Did you like transhumanism? You will love posthumanism!
If the first, while wishing an increase in human, still asserted its centrality, the second intends to exceed the human and humanism in order to place the tools it has created at the core of the construction. The prefixes are important: “trans” here indicates the notion of “beyond” and therefore draws the elements that go beyond the human; “post” means “something which comes after” and therefore points out all that comes after humanism.
From our point of view, the first is hypothetical, the kind of utopianism that changes (too) easily into dystopia. The second will happen no matter what: humanism, like any ideology, is not eternal, and will be succeeded by another paradigm. Let’s stop for a moment to consider this notion which, in itself, may well motivate many strategies around the world. What could be after the human in the continuum of progress in which the advocates of this kind of theory are undoubtedly involved?

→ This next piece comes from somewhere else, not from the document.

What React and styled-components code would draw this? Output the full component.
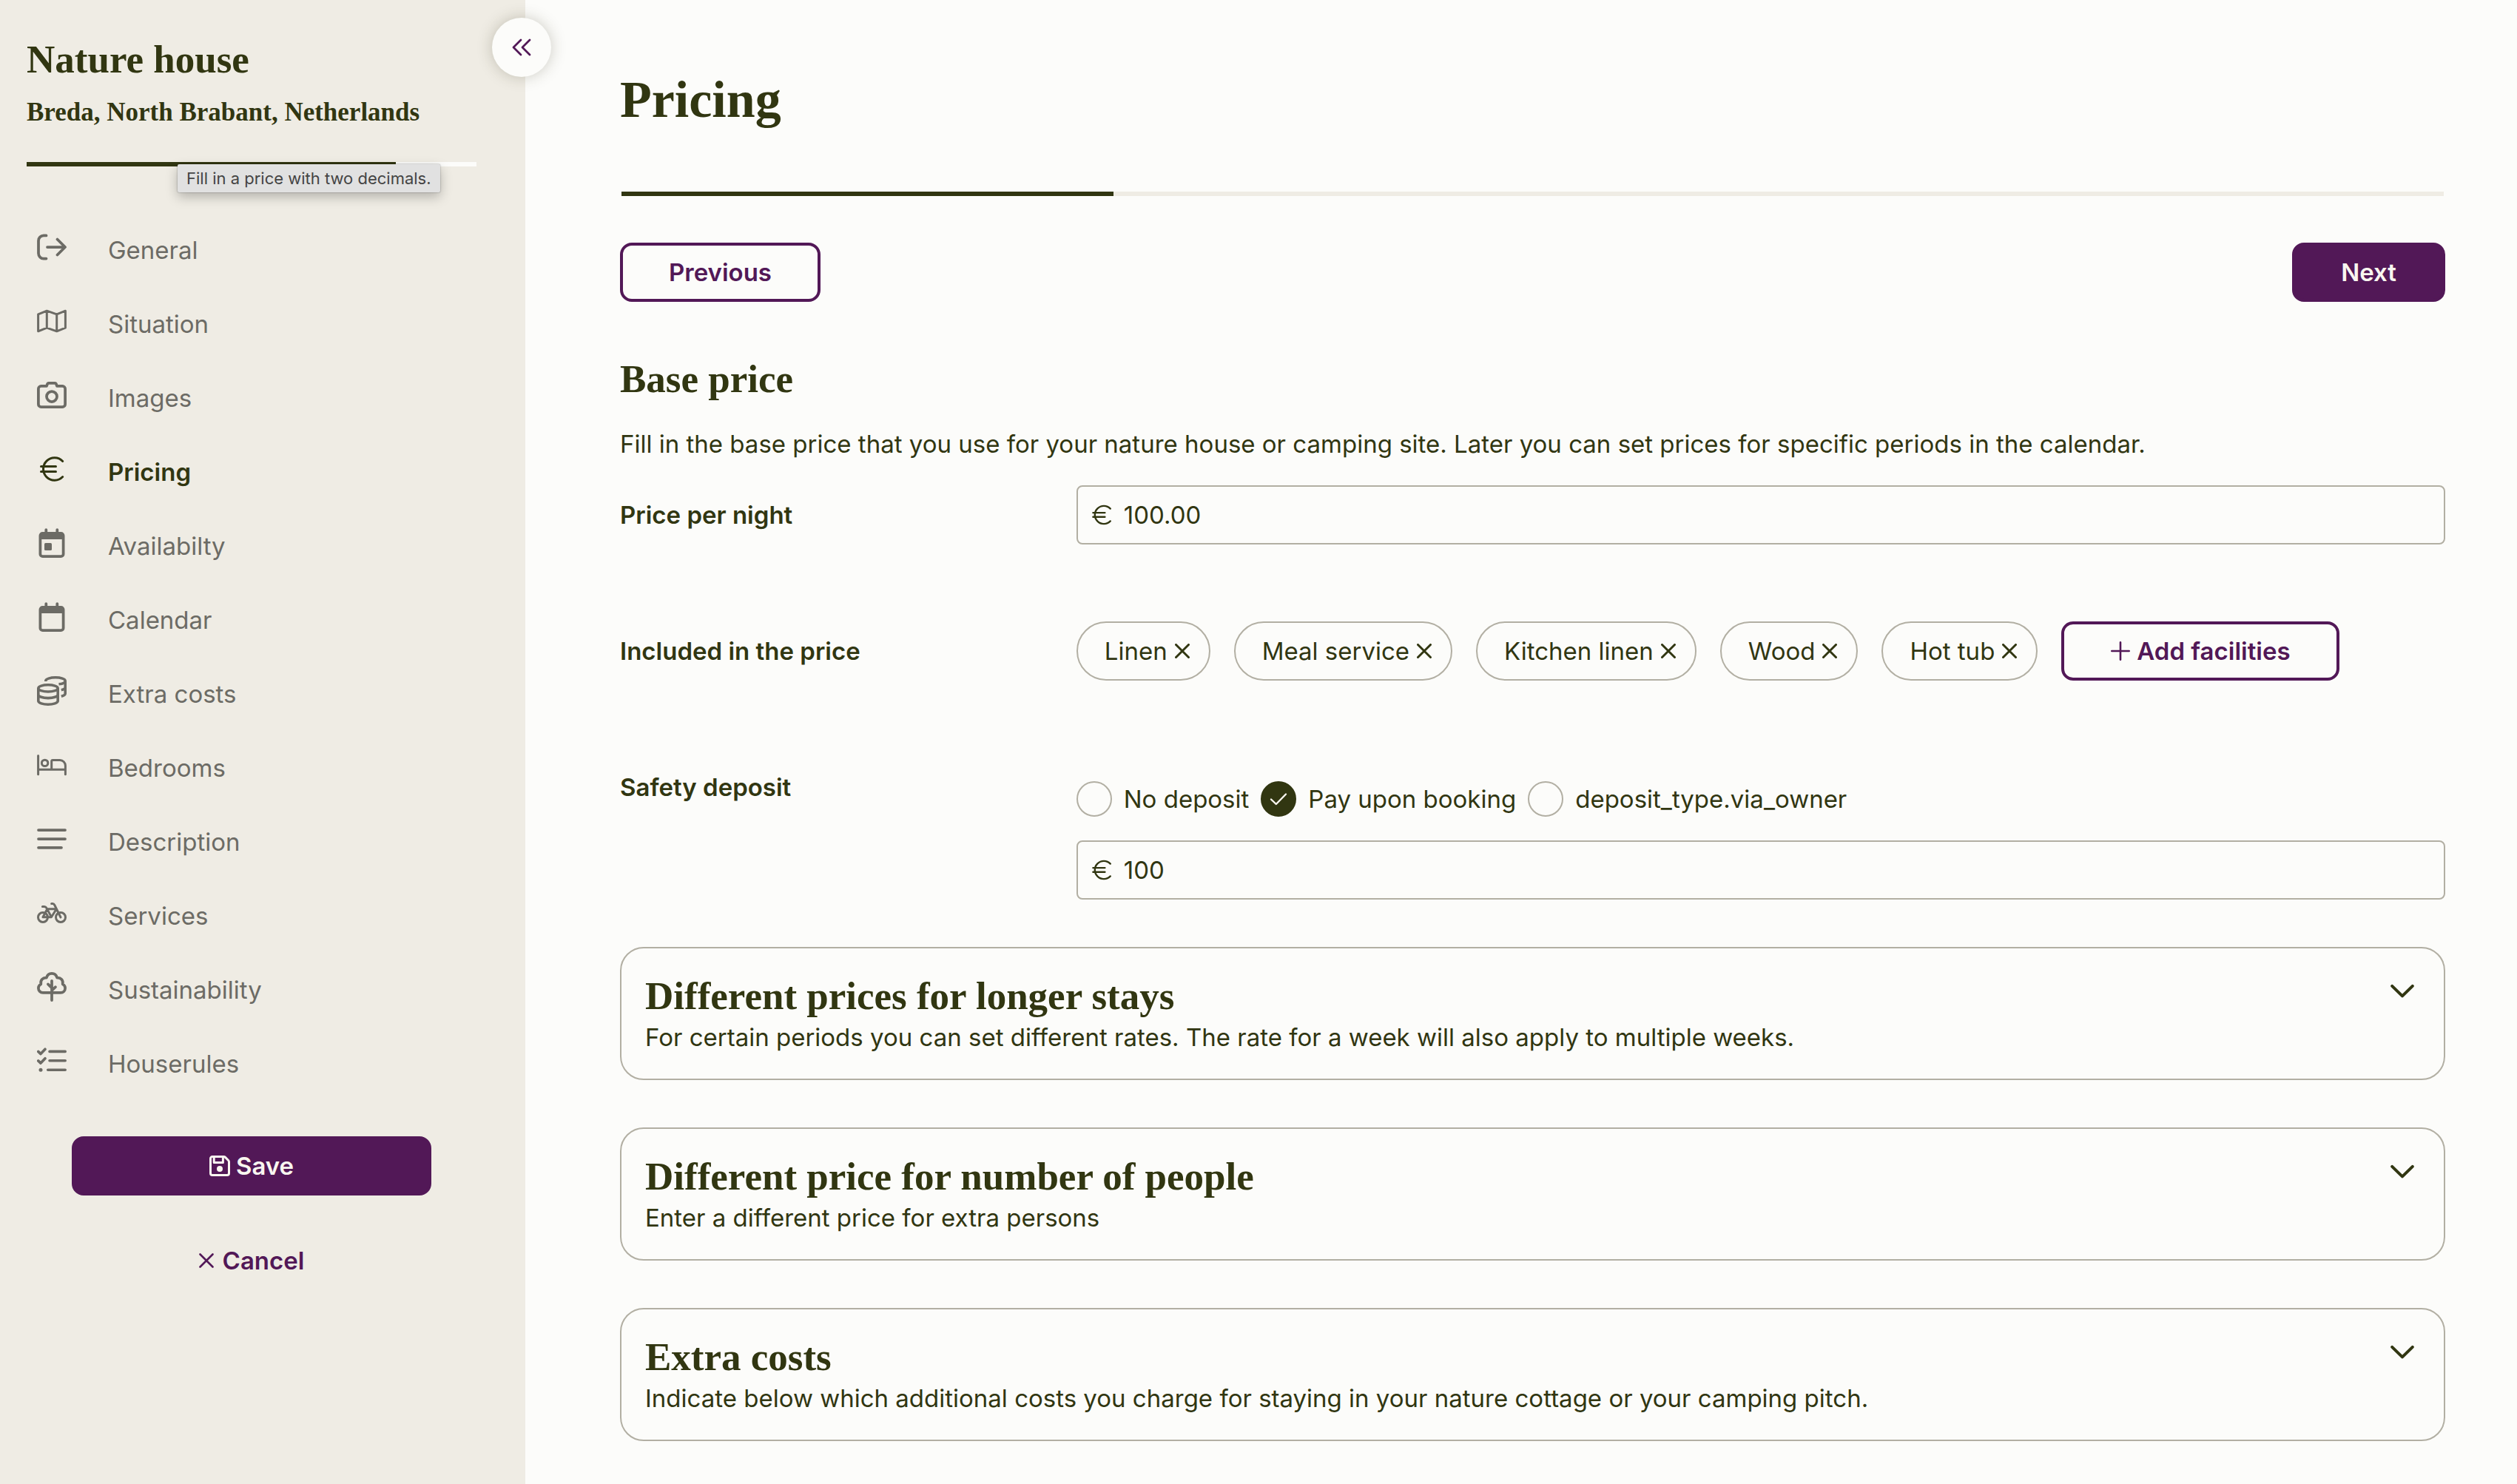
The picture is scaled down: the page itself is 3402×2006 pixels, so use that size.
import React, { useState } from 'react';
import styled, { createGlobalStyle, css } from 'styled-components';

const colors = {
  page: '#fcfcfa',
  sand: '#efece4',
  olive: '#313611',
  plum: '#521857',
  line: '#b2afa3',
  muted: '#6c6b65',
  cream: '#f9f6f0'
};

const menuItems = [
  { id: 'general', label: 'General', Icon: ExitIcon },
  { id: 'situation', label: 'Situation', Icon: MapIcon },
  { id: 'images', label: 'Images', Icon: CameraIcon },
  { id: 'pricing', label: 'Pricing', Icon: EuroIcon },
  { id: 'availability', label: 'Availabilty', Icon: CalendarDayIcon },
  { id: 'calendar', label: 'Calendar', Icon: CalendarIcon },
  { id: 'extra-costs', label: 'Extra costs', Icon: CoinsIcon },
  { id: 'bedrooms', label: 'Bedrooms', Icon: BedIcon },
  { id: 'description', label: 'Description', Icon: TextIcon },
  { id: 'services', label: 'Services', Icon: BikeIcon },
  { id: 'sustainability', label: 'Sustainability', Icon: TreeIcon },
  { id: 'houserules', label: 'Houserules', Icon: ListCheckIcon }
];

const depositTypes = [
  { value: 'none', label: 'No deposit' },
  { value: 'booking', label: 'Pay upon booking' },
  { value: 'owner', label: 'deposit_type.via_owner' }
];

const priceCards = [
  {
    title: 'Different prices for longer stays',
    text: 'For certain periods you can set different rates. The rate for a week will also apply to multiple weeks.'
  },
  {
    title: 'Different price for number of people',
    text: 'Enter a different price for extra persons'
  },
  {
    title: 'Extra costs',
    text: 'Indicate below which additional costs you charge for staying in your nature cottage or your camping pitch.'
  }
];

function App() {
  const [facilities, setFacilities] = useState(['Linen', 'Meal service', 'Kitchen linen', 'Wood', 'Hot tub']);
  const [price, setPrice] = useState('100.00');
  const [depositType, setDepositType] = useState('booking');
  const [deposit, setDeposit] = useState('100');

  const removeFacility = (name) => {
    setFacilities(facilities.filter((item) => item !== name));
  };

  return (
    <>
      <GlobalStyle />
      <StPage>
        <StSidebar>
          <StHouseName>Nature house</StHouseName>
          <StLocation>Breda, North Brabant, Netherlands</StLocation>
          <StProgress $track={colors.page}>
            <StProgressFill style={{ width: '82%' }} />
          </StProgress>
          <nav>
            <StMenu>
              {menuItems.map(({ id, label, Icon }) => (
                <li key={id}>
                  <StMenuLink href={`#${id}`} $active={id === 'pricing'}>
                    <Icon />
                    <span>{label}</span>
                  </StMenuLink>
                </li>
              ))}
            </StMenu>
          </nav>
          <StActions>
            <StSaveButton type="button">
              <SaveIcon />
              Save
            </StSaveButton>
            <StCancelButton type="button">
              <CrossIcon width={2.6} />
              Cancel
            </StCancelButton>
          </StActions>
          <StCollapseButton type="button" aria-label="Collapse menu">
            <DoubleChevronIcon />
          </StCollapseButton>
          <StTooltip role="tooltip">Fill in a price with two decimals.</StTooltip>
        </StSidebar>

        <StMain>
          <StTitle>Pricing</StTitle>
          <StMainProgress $track={colors.sand}>
            <StProgressFill style={{ width: '27%' }} />
          </StMainProgress>
          <StStepButtons>
            <StOutlineButton type="button">Previous</StOutlineButton>
            <StPrimaryButton type="button">Next</StPrimaryButton>
          </StStepButtons>

          <StSectionTitle>Base price</StSectionTitle>
          <StIntro>
            Fill in the base price that you use for your nature house or camping site. Later you can set prices for
            specific periods in the calendar.
          </StIntro>

          <StForm>
            <StFormRow>
              <StLabel htmlFor="price">Price per night</StLabel>
              <StInputBox>
                <EuroIcon size={32} />
                <StInput id="price" type="text" value={price} onChange={(e) => setPrice(e.target.value)} />
              </StInputBox>
            </StFormRow>

            <StFormRow>
              <StLabel as="span">Included in the price</StLabel>
              <StChips>
                {facilities.map((name) => (
                  <StChip key={name}>
                    {name}
                    <StChipButton type="button" aria-label={`Remove ${name}`} onClick={() => removeFacility(name)}>
                      <CrossIcon width={3} />
                    </StChipButton>
                  </StChip>
                ))}
                <StOutlineButton type="button">
                  <PlusIcon />
                  Add facilities
                </StOutlineButton>
              </StChips>
            </StFormRow>

            <StFormRow>
              <StLabel htmlFor="deposit">Safety deposit</StLabel>
              <div>
                <StRadios>
                  {depositTypes.map(({ value, label }) => (
                    <StRadioLabel key={value}>
                      <StRadioWrap>
                        <StRadio
                          type="radio"
                          name="depositType"
                          checked={depositType === value}
                          onChange={() => setDepositType(value)}
                        />
                        {depositType === value && <CheckIcon />}
                      </StRadioWrap>
                      {label}
                    </StRadioLabel>
                  ))}
                </StRadios>
                <StInputBox>
                  <EuroIcon size={32} />
                  <StInput id="deposit" type="text" value={deposit} onChange={(e) => setDeposit(e.target.value)} />
                </StInputBox>
              </div>
            </StFormRow>
          </StForm>

          <StCards>
            {priceCards.map(({ title, text }) => (
              <StCard key={title}>
                <div>
                  <StCardTitle>{title}</StCardTitle>
                  <StCardText>{text}</StCardText>
                </div>
                <StToggleButton type="button" aria-label={`Open ${title}`} aria-expanded="false">
                  <ChevronIcon />
                </StToggleButton>
              </StCard>
            ))}
          </StCards>
        </StMain>
      </StPage>
    </>
  );
}

export default App;

/* icons */
function Svg({ size = 40, box = 40, stroke = 3.75, children }) {
  return (
    <svg
      width={size}
      height={size}
      viewBox={`0 0 ${box} ${box}`}
      fill="none"
      stroke="currentColor"
      strokeWidth={stroke}
      strokeLinecap="round"
      strokeLinejoin="round"
      aria-hidden="true"
    >
      {children}
    </svg>
  );
}

function ExitIcon() {
  return (
    <Svg>
      <path d="M12.5 4.4H9A7 7 0 0 0 2 11.4V28.6A7 7 0 0 0 9 35.6H12.5M14 20H37.5M27.5 9.5L38 20L27.5 30.5" />
    </Svg>
  );
}

function MapIcon() {
  return (
    <Svg stroke={3}>
      <path d="M1.6 10.8L13.3 6.2L26.7 10.8L38.4 6.2V29.2L26.7 33.8L13.3 29.2L1.6 33.8ZM13.3 6.2V29.2M26.7 10.8V33.8" />
    </Svg>
  );
}

function CameraIcon() {
  return (
    <Svg>
      <path d="M5.6 7.9H13L14.2 4.8Q14.6 3.9 15.6 3.9H24.4Q25.4 3.9 25.8 4.8L27 7.9H34.4A3.7 3.7 0 0 1 38.1 11.6V32.4A3.7 3.7 0 0 1 34.4 36.1H5.6A3.7 3.7 0 0 1 1.9 32.4V11.6A3.7 3.7 0 0 1 5.6 7.9Z" />
      <circle cx="20" cy="22" r="7" />
    </Svg>
  );
}

function EuroIcon({ size }) {
  return (
    <Svg size={size} stroke={3}>
      <path d="M34.7 9.5A15.2 15.2 0 1 0 34.7 30.5M5.5 16.4H25.5M5.5 23.4H25.5" />
    </Svg>
  );
}

function CalendarIcon({ children }) {
  return (
    <Svg>
      <rect x="4.4" y="6.9" width="31.2" height="31.2" rx="3.2" />
      <path d="M12.3 2V7M27.3 2V7" />
      <path d="M4.4 8H35.6V15H4.4Z" fill="currentColor" stroke="none" />
      {children}
    </Svg>
  );
}

function CalendarDayIcon() {
  return (
    <CalendarIcon>
      <rect x="10" y="20" width="10" height="10" rx="1.6" fill="currentColor" stroke="none" />
    </CalendarIcon>
  );
}

function CoinsIcon() {
  return (
    <Svg stroke={3.6}>
      <g strokeLinecap="butt">
        <ellipse cx="15" cy="16.4" rx="13.2" ry="4.6" />
        <path d="M1.8 16.4V33.6C1.8 36.2 7.8 38.2 15 38.2S28.2 36.2 28.2 33.6V16.4M1.8 25C1.8 27.6 7.8 29.6 15 29.6S28.2 27.6 28.2 25" />
        <path d="M11.8 7V6.2C11.8 3.8 17.8 1.8 25 1.8S38.2 3.8 38.2 6.4V23.5C38.2 25 36 26.4 32.8 27.3M29.5 10.8C35 10.2 38.2 8.6 38.2 6.4M32.8 18.8C36 18 38.2 16.8 38.2 15" />
      </g>
    </Svg>
  );
}

function BedIcon() {
  return (
    <Svg stroke={3}>
      <path d="M1.6 7.6V32.8M1.6 26.3H38.4M38.4 32.8V21A7.4 7.4 0 0 0 31 13.6H21.2Q19.7 13.6 19.7 15.1V26.3" />
      <circle cx="10.6" cy="17.4" r="4.2" />
    </Svg>
  );
}

function TextIcon() {
  return (
    <Svg>
      <path d="M2 8.1H38M2 20H38M2 31.8H33" />
    </Svg>
  );
}

function BikeIcon() {
  return (
    <Svg stroke={3}>
      <circle cx="8" cy="26" r="6.5" />
      <circle cx="32" cy="26" r="6.5" />
      <path d="M7.4 11.4H9.4Q11.8 11.4 13 13.6L19.4 25.4M19.6 7.5H21.2Q22.8 7.5 23.8 9.5L32 26M13.5 14.8H26.3L19.4 25.8H8L13.7 15" />
    </Svg>
  );
}

function TreeIcon() {
  return (
    <Svg>
      <path d="M8 27.9C4.6 27.9 1.9 25.2 1.9 21.8C1.9 19.4 3.3 17.4 5.3 16.4C4.2 11.2 8 7 12.9 7.6C13.8 4.2 16.6 1.9 20 1.9S26.2 4.2 27.1 7.6C32 7 35.8 11.2 34.7 16.4C36.7 17.4 38.1 19.4 38.1 21.8C38.1 25.2 35.4 27.9 32 27.9ZM20 11.8V38.1M14.9 16.4L20 21.4M25 20.2L20 25" />
    </Svg>
  );
}

function ListCheckIcon() {
  return (
    <Svg stroke={3.6}>
      <path d="M1.7 7.4L5 10.6L11 4.2M1.7 19.9L5 23.1L11 16.7M17 7.4H38.2M17 19.8H38.2M14.7 32.3H38.2" />
      <circle cx="5" cy="32.3" r="2.5" fill="currentColor" stroke="none" />
    </Svg>
  );
}

function SaveIcon() {
  return (
    <Svg size={28} box={28} stroke={3}>
      <path d="M4 1.5H19.4Q20.6 1.5 21.5 2.4L25.6 6.5Q26.5 7.4 26.5 8.6V24A2.5 2.5 0 0 1 24 26.5H4A2.5 2.5 0 0 1 1.5 24V4A2.5 2.5 0 0 1 4 1.5ZM6.2 2V9.6H18.4V2" />
      <circle cx="14" cy="18" r="4" fill="currentColor" stroke="none" />
    </Svg>
  );
}

function CrossIcon({ width }) {
  return (
    <Svg size={20} box={20} stroke={width}>
      <path d="M1.5 1.5L18.5 18.5M18.5 1.5L1.5 18.5" />
    </Svg>
  );
}

function PlusIcon() {
  return (
    <Svg size={28} box={28} stroke={2.6}>
      <path d="M14 2.3V25.7M2.3 14H25.7" />
    </Svg>
  );
}

function CheckIcon() {
  return (
    <Svg size={24} box={24} stroke={2.4}>
      <path d="M2 12.5L8.8 19L22 5.5" />
    </Svg>
  );
}

function DoubleChevronIcon() {
  return (
    <Svg size={26} box={26} stroke={2.8}>
      <path d="M12 3L2 13L12 23M24 3L14 13L24 23" />
    </Svg>
  );
}

function ChevronIcon() {
  return (
    <Svg size={32} box={32} stroke={4}>
      <path d="M2.2 8.8L16 22.4L29.8 8.8" />
    </Svg>
  );
}

const GlobalStyle = createGlobalStyle`
  *, *::before, *::after {
    box-sizing: border-box;
  }
  body {
    margin: 0;
    background-color: ${colors.page};
    color: ${colors.olive};
    font-family: Inter, 'Liberation Sans', sans-serif;
    font-size: 33px;
    line-height: 48px;
  }
  h1, h2, h3, p, ul {
    margin: 0;
    padding: 0;
  }
  ul {
    list-style: none;
  }
  button, input {
    font: inherit;
    color: inherit;
  }
  button {
    cursor: pointer;
  }
  svg {
    flex-shrink: 0;
    display: block;
  }
`;

const headingFont = css`
  font-family: 'Liberation Serif', serif;
  font-weight: 700;
`;

const StPage = styled.div`
  display: grid;
  grid-template-columns: 710px 1fr;
  min-height: 100vh;
`;

const StSidebar = styled.aside`
  position: relative;
  padding: 48px 66px 48px 36px;
  background-color: ${colors.sand};
`;

const StHouseName = styled.h2`
  ${headingFont}
  font-size: 53px;
  line-height: 64px;
`;

const StLocation = styled.p`
  ${headingFont}
  margin-top: 18px;
  font-size: 35px;
  line-height: 44px;
  white-space: nowrap;
`;

const StProgress = styled.div`
  height: 6px;
  margin: 45px 0 59px;
  background-color: ${(props) => props.$track};
`;

const StMainProgress = styled(StProgress)`
  margin: 80px 2px 63px;
`;

const StProgressFill = styled.div`
  height: 100%;
  background-color: ${colors.olive};
`;

const StMenu = styled.ul`
  padding-left: 14px;
`;

const StMenuLink = styled.a`
  display: flex;
  align-items: center;
  gap: 56px;
  height: 100px;
  color: ${(props) => (props.$active ? colors.olive : colors.muted)};
  font-weight: ${(props) => (props.$active ? 600 : 400)};
  text-decoration: none;

  span {
    padding-top: 8px;
  }
`;

const StActions = styled.div`
  display: flex;
  flex-direction: column;
  align-items: center;
  gap: 48px;
  margin-top: 52px;
`;

const StButton = styled.button`
  display: flex;
  align-items: center;
  justify-content: center;
  gap: 8px;
  height: 80px;
  padding: 0 62px;
  border: 4px solid ${colors.plum};
  border-radius: 16px;
  font-weight: 600;
  white-space: nowrap;
`;

const StPrimaryButton = styled(StButton)`
  background-color: ${colors.plum};
  color: ${colors.cream};
`;

const StOutlineButton = styled(StButton)`
  background-color: transparent;
  color: ${colors.plum};
`;

const StSaveButton = styled(StPrimaryButton)`
  width: 80%;
`;

const StCancelButton = styled(StButton)`
  gap: 12px;
  border-color: transparent;
  background-color: transparent;
  color: ${colors.plum};
`;

const StCollapseButton = styled.button`
  position: absolute;
  top: 24px;
  right: -35px;
  display: flex;
  align-items: center;
  justify-content: center;
  width: 80px;
  height: 80px;
  padding: 0;
  border: 0;
  border-radius: 50%;
  background-color: ${colors.page};
  color: ${colors.plum};
  box-shadow: 0 0 20px rgba(60, 55, 30, 0.25);
`;

const StTooltip = styled.div`
  position: absolute;
  top: 222px;
  left: 240px;
  padding: 0 12px;
  border-radius: 2px;
  background-color: #e1e1e1;
  color: #444444;
  font-size: 22px;
  line-height: 38px;
  white-space: nowrap;
  box-shadow: 0 0 2px rgba(0, 0, 0, 0.4), 0 6px 16px rgba(0, 0, 0, 0.25);
`;

const StMain = styled.main`
  padding: 91px 97px 58px 128px;
`;

const StTitle = styled.h1`
  ${headingFont}
  font-size: 70px;
  line-height: 88px;
`;

const StStepButtons = styled.div`
  display: flex;
  justify-content: space-between;
`;

const StSectionTitle = styled.h2`
  ${headingFont}
  margin-top: 72px;
  font-size: 53px;
  line-height: 64px;
`;

const StIntro = styled.p`
  margin: 32px 0;
`;

const StForm = styled.div`
  display: flex;
  flex-direction: column;
  gap: 104px;
`;

const StFormRow = styled.div`
  display: grid;
  grid-template-columns: 1fr 3fr;
`;

const StLabel = styled.label`
  align-self: start;
  line-height: 80px;
  font-weight: 600;
`;

const StInputBox = styled.div`
  display: flex;
  align-items: center;
  gap: 14px;
  height: 80px;
  padding: 0 16px;
  border: 2px solid ${colors.line};
  border-radius: 8px;
`;

const StInput = styled.input`
  flex: 1;
  min-width: 0;
  padding: 0;
  border: 0;
  outline: none;
  background-color: transparent;
`;

const StChips = styled.ul`
  display: flex;
  flex-wrap: wrap;
  gap: 32px;
`;

const StChip = styled.li`
  display: flex;
  align-items: center;
  gap: 10px;
  height: 80px;
  padding: 0 26px 0 36px;
  border: 2px solid ${colors.line};
  border-radius: 40px;
`;

const StChipButton = styled.button`
  padding: 0;
  border: 0;
  background-color: transparent;
`;

const StRadios = styled.div`
  display: flex;
  gap: 16px;
  padding: 32px 0;
`;

const StRadioLabel = styled.label`
  display: flex;
  align-items: center;
  gap: 16px;
`;

const StRadioWrap = styled.span`
  position: relative;
  display: block;
  width: 48px;
  height: 48px;
  color: ${colors.cream};

  svg {
    position: absolute;
    top: 12px;
    left: 12px;
    pointer-events: none;
  }
`;

const StRadio = styled.input`
  appearance: none;
  display: block;
  width: 48px;
  height: 48px;
  margin: 0;
  border: 2px solid ${colors.line};
  border-radius: 50%;

  &:checked {
    border-color: ${colors.olive};
    background-color: ${colors.olive};
  }
`;

const StCards = styled.div`
  display: flex;
  flex-direction: column;
  gap: 64px;
  margin-top: 64px;
`;

const StCard = styled.section`
  display: flex;
  align-items: flex-start;
  justify-content: space-between;
  padding: 34px 40px 32px 32px;
  border: 2px solid ${colors.line};
  border-radius: 32px;
`;

const StCardTitle = styled.h3`
  ${headingFont}
  font-size: 53px;
  line-height: 60px;
`;

const StCardText = styled.p`
  margin-top: 2px;
`;

const StToggleButton = styled.button`
  margin-top: 8px;
  padding: 0;
  border: 0;
  background-color: transparent;
`;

There could well be a rupture. Finally, the world has always been hesitating between humanism (placing the human at the centre) and thought (placing the ideas of the human at the centre). Two major forms of the second category can easily be identified: religions and ideologies. In both cases, they are ‘human ideas’ that at some point take on a predominant role: Religions are always born from a swing towards the human before coming to crush the latter under its dogmas and carcans; ideologies are born from humanist idealism to come to crush the human under their absolutisms from freedom to terror, from Marxism to Stalinism, from futurism to fascism, from capitalism to neo-totalitarianism, or from ecology to ecofascism or ecototalitarianism,  and so on …)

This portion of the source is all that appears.